Pro track's big TV meet was a bust until tireless Ben Jipcho came to the rescue with two stirring wins

With one headliner a no-show and two others leaving teeth marks on the hands that feed them, it was anxiety time for the International Track Association last Saturday in the Los Angeles Memorial Sports Arena. Staging its fourth meet of the indoor season in the afternoon instead of at night didn't help the attendance, particularly since the pros were bucking TV coverage of UCLA's basketball Bruins in the NCAA regionals. That didn't matter too much because the meet was being taped for presentation that night in a trimmed, edited version on NBC-TV in the Johnny Carson time slot. What mattered more was that the ITA was laying an egg much too soon for Easter. Midway through its long afternoon, tediously running behind schedule, the meet looked less like an Emmy candidate than a rerun of Gilligan's Island, and the meager crowd—reported to be 6,568, many of whom had paid their way in—was sitting on its hands. And the production might be bombing yet but for Ben Jipcho, a man of many talents who is most of all a trouper.

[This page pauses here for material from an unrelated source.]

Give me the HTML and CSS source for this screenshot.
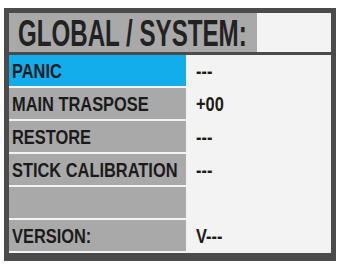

Jipcho, 32, the superlative runner from Kenya who is ITA's brightest star, not only stole the show but saved it by running the finest indoor distance double ever. He won the two mile in 8:27, pro-indoor-record time, and came back 55 minutes later to turn the third-fastest mile in indoor history, a 3:56.2 that broke his own pro mark. For his remarkable efforts, he was rewarded with $3,000 and a trophy put up by Vitalis. More important, he saved ITA's future with the folks who fret over Nielsens. Until Jipcho's performance, bad reviews were oozing out of critical typewriters, and off camera the athletes were griping at ITA the way they used to mutter at the AAU in their amateur days.

Harmonious cooperation, however, got Jipcho his double and improved his won-lost record against professional rivals to 26-2. Aided by Tracy Smith, who shared the pace in the two mile, Jipcho's 8:27 broke his ITA record by seven full seconds. In the mile he was pushed to victory by Keith Munson, one of two pros ever to beat Jipcho. Munson dipped under four minutes for the first time at 3:58.5 while third place went to Jim Ryun, whose 4:00.3 was his fastest mile in two years.

His warm smile glowing at 10,000 watts after the race, Jipcho said, "I feel good, ready now for an 800, if I had to. I want to show that pro milers are good, like the amateurs. We are very great."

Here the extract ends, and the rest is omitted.